Interrupts are used in modern computing systems for a variety of purposes including, by way of example, to notify processors of external events and to facilitate communication between processors of a multiprocessor system. Typically, an interrupt interrupts normal processing and temporarily diverts flow of control to an interrupt service routine (“ISR”). Various activities of a computing system can trigger interrupts. Some examples are reading or writing from a data storage device and receiving a network packet. Computing systems typically comprise one or more interrupt controllers that direct and arbitrate the flow of interrupts in a system. Interrupt controllers are responsible for prioritizing incoming interrupts and directing them to the appropriate processor in a multiprocessor system. An interrupt controller may be realized in hardware and as such may comprise a discrete component or may be integrated with processors.
Interrupt controllers also may be virtualized. This is typically accomplished through a combination of software and virtualization assists provided by hardware. The software may be a part of a virtual machine monitor that performs the same basic functions as a physical interrupt controller. Typically, a VMM accepts physical interrupts and redirects them to guest operating systems as virtual interrupts.
High input/output (IO) rate applications such as datacenter applications can issue hundreds of very small IO operations in parallel resulting in tens of thousands of IOs per second (IOPS). For high IO rates, the processor overhead for handling all the interrupts can become quite high and eventually can lead to lack of processor resources for the application itself. Processor overhead can be even more of a problem in virtualization scenarios where many virtual machines run on a single multi-processor system, for example.
Traditionally, interrupt coalescing or moderation has been used in IO storage controller cards to limit the number of times application execution is interrupted by the device to handle IO completions. Interrupt coalescing may involve dropping an interrupt so that it is never delivered or delaying delivery of an interrupt. Interrupt coalescing techniques generally balance an increase in IO latency with the improved execution efficiency that can be achieved through a reduction in the number of interrupts. In hardware controllers, fine-grained timers have been used in conjunction with interrupt coalescing to keep an upper bound on the latency of IO completion notifications. However, such timers can be inefficient to use in a hypervisor.

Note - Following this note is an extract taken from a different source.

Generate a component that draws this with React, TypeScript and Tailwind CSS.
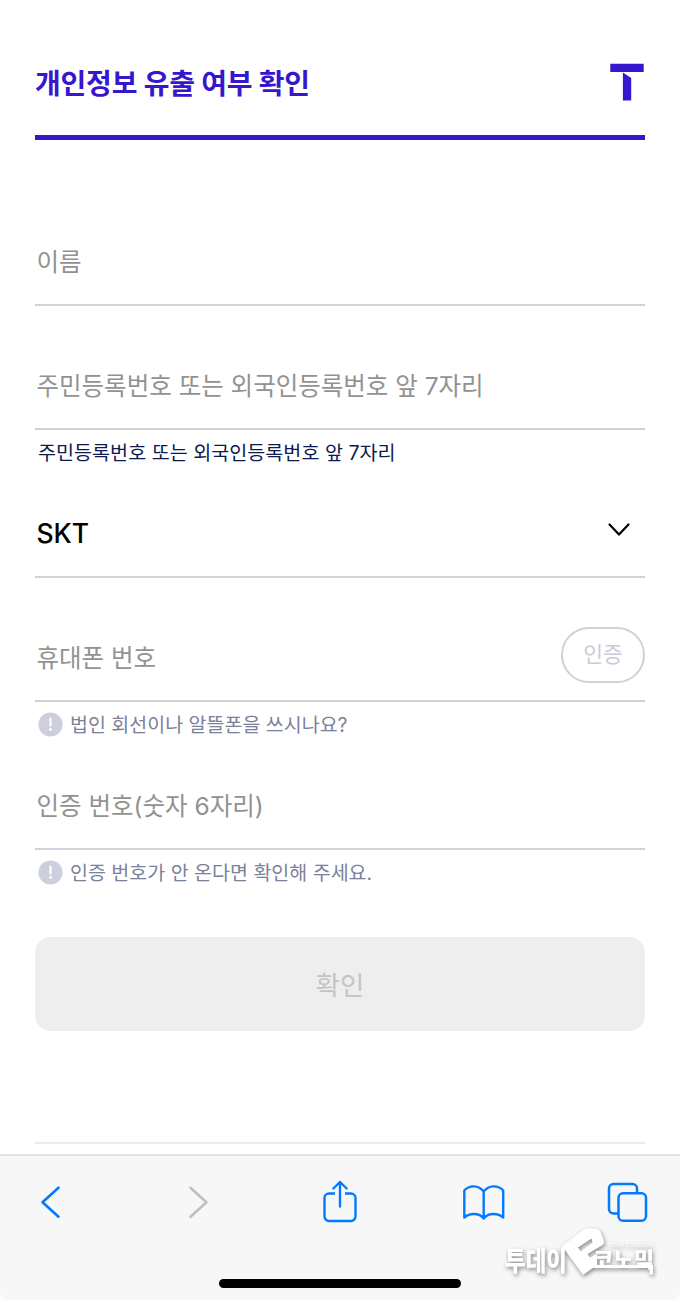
import React, { FC, useState } from 'react'

interface FieldProps {
  placeholder: string,
  value: string,
  onChange: (value: string) => void,
  children?: React.ReactNode
}

const Field: FC<FieldProps> = ({ placeholder, value, onChange, children }) => {
  return (
    <div className="flex h-[88px] items-center border-b-2 border-[#cfd1dc]">
      <input
        className="h-full min-w-0 flex-1 bg-transparent pl-[1.5px] pt-[2px] text-[24.5px] font-[380] text-black outline-none placeholder:text-[#929292] placeholder:opacity-100"
        type="text"
        placeholder={placeholder}
        value={value}
        onChange={e => onChange(e.target.value)} />
      {children}
    </div>
  )
}

interface NoticeProps {
  text: string
}

const Notice: FC<NoticeProps> = ({ text }) => {
  return (
    <div className="flex h-11 items-center gap-[7px] pl-[3px] text-[19.5px] font-[380] text-[#7b819b]">
      <svg className="mt-px h-[25px] w-[25px] shrink-0" viewBox="0 0 25 25">
        <circle cx="12.5" cy="12.5" r="12.1" fill="#cdd0dc" />
        <path d="M12.5 6.5v7.2" stroke="#fff" strokeWidth="2.2" strokeLinecap="round" />
        <circle cx="12.5" cy="17.5" r="1.4" fill="#fff" />
      </svg>
      <span className="whitespace-nowrap pt-[3px]">{text}</span>
    </div>
  )
}

const Toolbar: FC = () => {
  return (
    <div className="h-[146px] rounded-b-lg border-t-2 border-[#e3e3e3] bg-[#f7f7f7]">
      <div className="flex h-[92px] items-center pl-[38px] text-[#007aff]">
        <svg className="h-11 w-6" viewBox="0 0 24 44" fill="none" stroke="currentColor" strokeWidth="2.6" strokeLinecap="round" strokeLinejoin="round">
          <path d="M20.5 7.7L4.5 22.2l16 14.5" />
        </svg>
        <svg className="ml-[124px] h-11 w-6 text-[#bfbfbf]" viewBox="0 0 24 44" fill="none" stroke="currentColor" strokeWidth="2.6" strokeLinecap="round" strokeLinejoin="round">
          <path d="M4.5 7.7l16 14.5-16 14.5" />
        </svg>
        <svg className="ml-28 h-11 w-9" viewBox="0 0 36 44" fill="none" stroke="currentColor" strokeWidth="2.4" strokeLinecap="round" strokeLinejoin="round">
          <path d="M13 13.5H7A4.5 4.5 0 0 0 2.5 18v18.500A4.500 4.500 0 0 0 7 41h22a4.500 4.500 0 0 0 4.500-4.500V18a4.500 4.500 0 0 0-4.500-4.500h-6" strokeLinecap="butt" />
          <path d="M18 26.500V2M11.300 8.500L18 2l6.700 6.500" />
        </svg>
        <svg className="ml-26 h-11 w-11" viewBox="0 0 44 44" fill="none" stroke="currentColor" strokeWidth="2.4" strokeLinecap="round" strokeLinejoin="round">
          <path d="M21.700 11.500C16.500 4.800 7.500 4.800 2.300 10.500V37.500C7.500 33 17 32.500 21.700 38.500c4.800-6 14.200-5.500 19.500-1V10.500C36 4.800 27 4.800 21.700 11.500zM21.700 11.500V38" />
        </svg>
        <svg className="ml-[99px] h-11 w-11" viewBox="0 0 44 44" fill="none" stroke="currentColor" strokeWidth="2.5">
          <path d="M13.500 33.500H8.500A4.500 4.500 0 0 1 4 29V8.500A4.500 4.500 0 0 1 8.500 4h19A4.500 4.500 0 0 1 32 8.500v4.500" />
          <rect x="13.500" y="13.200" width="27.500" height="27.500" rx="4.500" />
        </svg>
      </div>
      <div className="mx-auto mt-[31px] h-[9px] w-[242px] rounded-full bg-black"></div>
    </div>
  )
}

const Watermark: FC = () => {
  return (
    <svg className="absolute left-[500px] top-[1220px] h-[70px] w-[170px] drop-shadow-[1px_2px_2px_rgba(0,0,0,0.45)]" viewBox="0 0 170 70">
      <g fill="#fff">
        <text x="5" y="51" fontSize="27" fontWeight="900" textLength="62" lengthAdjust="spacingAndGlyphs">투데이</text>
        <text x="93" y="47" fontSize="21" fontWeight="900" textLength="61" lengthAdjust="spacingAndGlyphs">코노믹</text>
        <text x="108" y="26.5" fontFamily="'Liberation Sans', sans-serif" fontSize="5.5" opacity="0.8" textLength="45" lengthAdjust="spacingAndGlyphs">TODAY ECONOMIC</text>
        <path d="M92 45h61v9.500h-3.500V48H92z" />
        {/* tilted "e" emblem */}
        <path fillRule="evenodd" d="M62 26L84 9.500q3-1.500 7-1.300l6 .8q2.500.5 3.500 3l3.200 8q1 3-1 5L87.500 34l2.500 3.500 7-3.500v11L83 55zM78 27.500L81 31.500 92.500 22.500l-1-4z" />
      </g>
    </svg>
  )
}

const App: FC = () => {
  const [name, setName] = useState<string>('')
  const [idNumber, setIdNumber] = useState<string>('')
  const [phone, setPhone] = useState<string>('')
  const [code, setCode] = useState<string>('')

  return (
    <div className="relative flex h-[1300px] w-[680px] flex-col overflow-hidden bg-white font-[Inter,'Noto_Sans_CJK_KR',sans-serif]">
      <header className="mx-[35px] flex h-[140px] items-start justify-between border-b-[5px] border-[#3617ce] pt-[60px]">
        <h1 className="mt-[2px] whitespace-nowrap text-[28px] leading-[44px] font-bold tracking-[-0.2px] text-[#3617ce]">개인정보 유출 여부 확인</h1>
        <svg className="mr-px mt-[3px] h-[38px] w-[34px]" viewBox="0 0 34 38" fill="#3617ce">
          <path d="M.3 .8h33.400v8.200H.3zM12.900 9.500l8.300 5.500v22.500h-8.300z" />
        </svg>
      </header>

      <main className="mx-[35px] flex flex-1 flex-col pt-[78px]">
        <Field placeholder="이름" value={name} onChange={setName} />

        <div className="mt-9">
          <Field placeholder="주민등록번호 또는 외국인등록번호 앞 7자리" value={idNumber} onChange={setIdNumber} />
          <p className="flex h-11 items-center whitespace-nowrap pl-[3px] pt-[3px] text-[19.6px] font-[380] text-[#0c1a4f]">
            주민등록번호 또는 외국인등록번호 앞 7자리
          </p>
        </div>

        <button className="mt-4 flex h-[88px] items-center justify-between border-b-2 border-[#cfd1dc] pl-[1.5px] pr-[14px] text-[26.5px] text-black">
          <span className="pt-[2px] font-[450]">SKT</span>
          <svg className="mb-2 h-6 w-6" viewBox="0 0 24 24" fill="none" stroke="currentColor" strokeWidth="2.2" strokeLinecap="round" strokeLinejoin="round">
            <path d="M2.5 7.5L12 17.5l9.5-10" />
          </svg>
        </button>

        <div className="mt-9">
          <Field placeholder="휴대폰 번호" value={phone} onChange={setPhone}>
            <button className="mb-1 h-14 w-[84px] rounded-full border-2 border-[#cfd1dc] pb-px text-[21.5px] font-[380] text-[#c9ccd8]">인증</button>
          </Field>
          <Notice text="법인 회선이나 알뜰폰을 쓰시나요?" />
        </div>

        <div className="mt-4">
          <Field placeholder="인증 번호(숫자 6자리)" value={code} onChange={setCode} />
          <Notice text="인증 번호가 안 온다면 확인해 주세요." />
        </div>

        <button className="mt-[43px] h-[94px] rounded-2xl bg-[#eeeeee] pt-[3px] text-[26.5px] font-normal text-[#c4c4c4]">확인</button>
        <hr className="mt-[111px] border-t-2 border-[#ececec]" />
      </main>

      <Toolbar />
      <Watermark />
    </div>
  )
}

export default App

One proposed virtualized system using virtualized interrupts includes a hypervisor (e.g., VMKernel) and a virtual machine monitor (VMM). See, I. Ahmad, A. Gulati, and A. Mashtizadeh, “Improving Performance with Interrupt Coalescing for Virtual Machine Disk I/O in VMware ESX Server,” Second International Workshop on Virtualization Performance Analysis, Characterization, and Tools (VPACT '09), held with IEEE International Symposium on Performance Analysis of Systems and Software (ISPASS), 2009. The hypervisor controls access to physical resources among virtual machines (VMs) and provides isolation and resource allocation among virtual machines running on top of it. The VMM is responsible for correct and efficient virtualization of the processor instruction set architecture as well as common, high performance devices made available to the guest. The VMM is the conceptual equivalent of a “process” to the hypervisor. The VMM intercepts the privileged operations from a VM including IO and handles them in cooperation with the hypervisor.

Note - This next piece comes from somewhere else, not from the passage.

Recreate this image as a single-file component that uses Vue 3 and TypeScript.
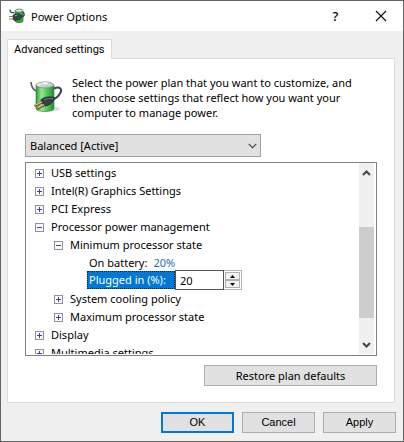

FIG. 1 is an illustrative drawing showing flow of an interrupt that services an IO completion in a computing system, which includes a virtual machine (VM) running on virtual machine monitor (VMM) and a hypervisor that reside on a host machine that is coupled to a physical IO storage adapter. A hypervisor executing storage stack code on the physical processor is shown on the right and an example VM (and Guest operating system) running on top of its virtual machine monitor (VMM) running on the processor is shown on the left. An interrupt is received from an IO storage adapter during a first stage 102 of the flow. During a second stage 104, appropriate code in the hypervisor is executed to handle the IO completion all the way up to a vSCSI subsystem which narrows the IO to a specific VM. In a third stage 106, the hypervisor posts IO completions in a queue in which each VMM shares a common memory area with the hypervisor. During a fourth stage 108, the hypervisor may issue an inter-processor interrupt or IPI to notify the VMM. During a fifth stage 110, the VMM can pick up the completions on its next execution and process them in a sixth stage 112. A virtual interrupt is fired in a seventh stage 114.
In this proposed system, improved performance of high-IOPS workloads, in terms of higher throughput and lower CPU utilization, can be achieved through interrupt coalescing to allow for some batching of I/O completions to happen at the guest level. In order to avoid the undesirable side-effect of increasing latency, this coalescing only occurs when I/O levels exceed a threshold. This threshold can be set high enough that performance does not degrade under trickle I/O or latency-bound conditions.